RENAISSANCE CULTURELLE
Enfin, le nouveau Notting Hill est aussi bien placé pour partir tranquillement en week-end par l'autoroute de l'ouest desservant les comtés gras - Cotswolds, Gloucestershire ou Hampshire -, où il est de bon ton de posséder une résidence secondaire.
Touche-à-tout éclectique, l'hôtelier Martin Miller est un peu le mémorialiste du lieu. "Quand je me suis installé ici, il n'y avait que des brocanteurs et des magasins d'antiquités qui ont disparu les uns après les autres avec l'explosion des services financiers.

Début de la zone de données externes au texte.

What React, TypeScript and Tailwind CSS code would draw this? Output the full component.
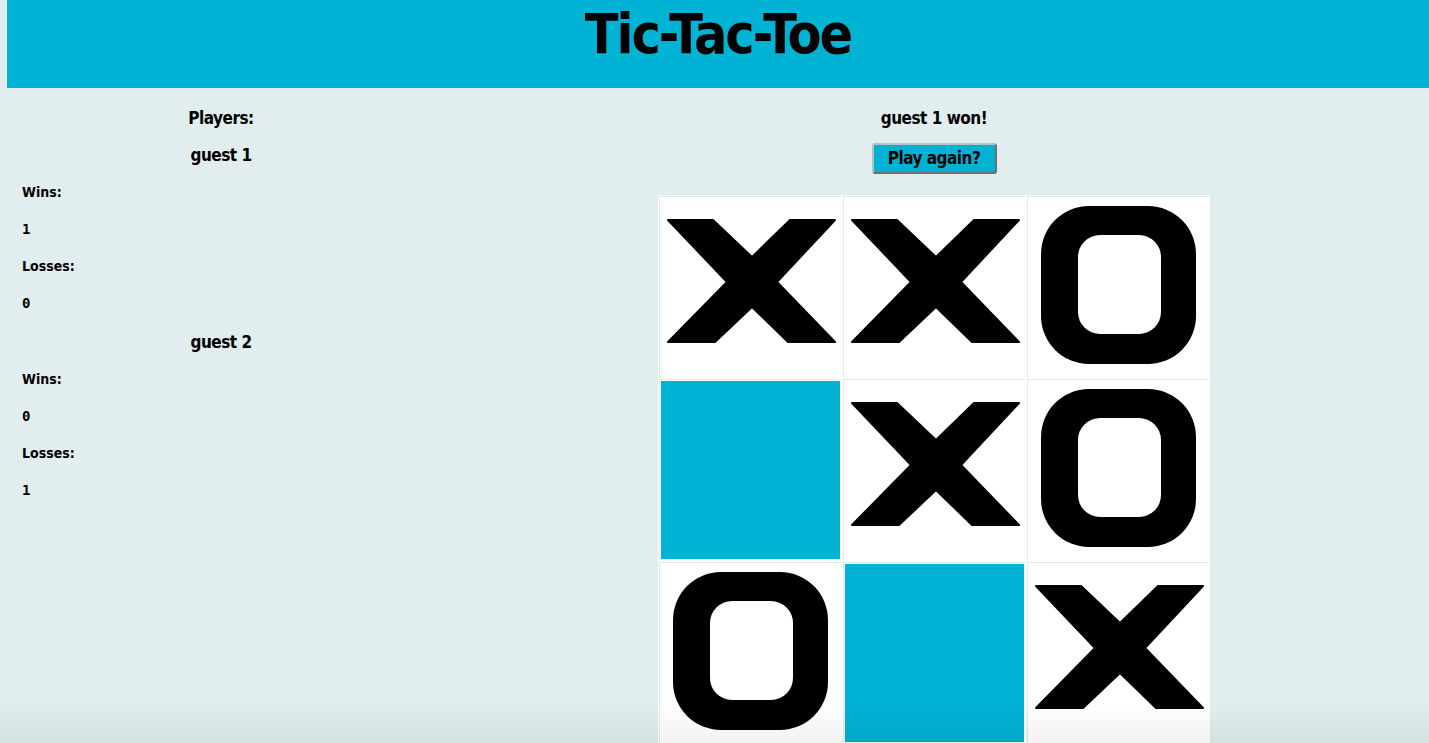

L'idylle cinématographique entre Hugh Grant et Julia Roberts a accéléré le processus de régénération", insiste ce gaillard aux cheveux en bataille qui reçoit dans la salle à manger de son bed & breakfast qui tient d'un grenier capharnaüm.

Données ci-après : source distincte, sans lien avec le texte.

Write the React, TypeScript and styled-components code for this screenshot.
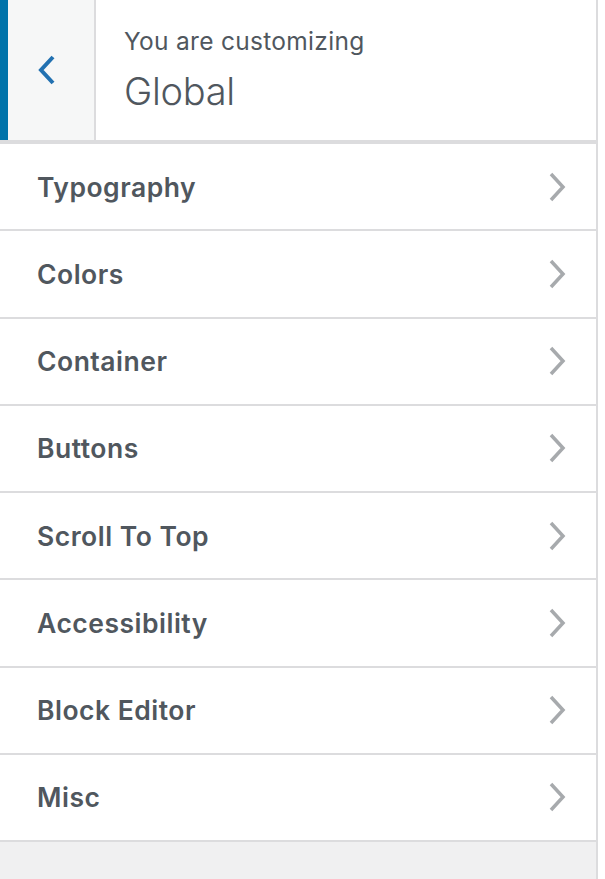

Au départ, le quartier était habité par les "cols bleus" qui, après la guerre, se sont transférés en banlieue. Aussitôt, les immigrants antillais et les artistes se sont emparés des logements laissés à l'abandon, scindés en studios. Puis vinrent les professions libérales et les financiers. Où sont passés les anciens habitants ? Martin Miller n'en sait rien...
La renaissance de Notting Hill est aussi culturelle. Les arts de haut niveau, c'est surtout dans ses innombrables galeries qu'on peut les goûter. L'ambition de la Jane England est de faire un bel écrin pour ce qu'elle appelle "la vraie bohème artistique des années 1950 et 1960 qui est toujours là, mais se cache". Notre galeriste rêve d'organiser une chasse aux trésors sur les pas de David Hockney et de sa bande qui avaient élu domicile dans le coin. Elle compte inclure la dalle de pierre grise posée par la Pembridge Association qui proclame : "Soyez gentils et miséricordieux envers tous les animaux." A Notting Hill, l'excentricité anglaise est toujours là et bien vivante.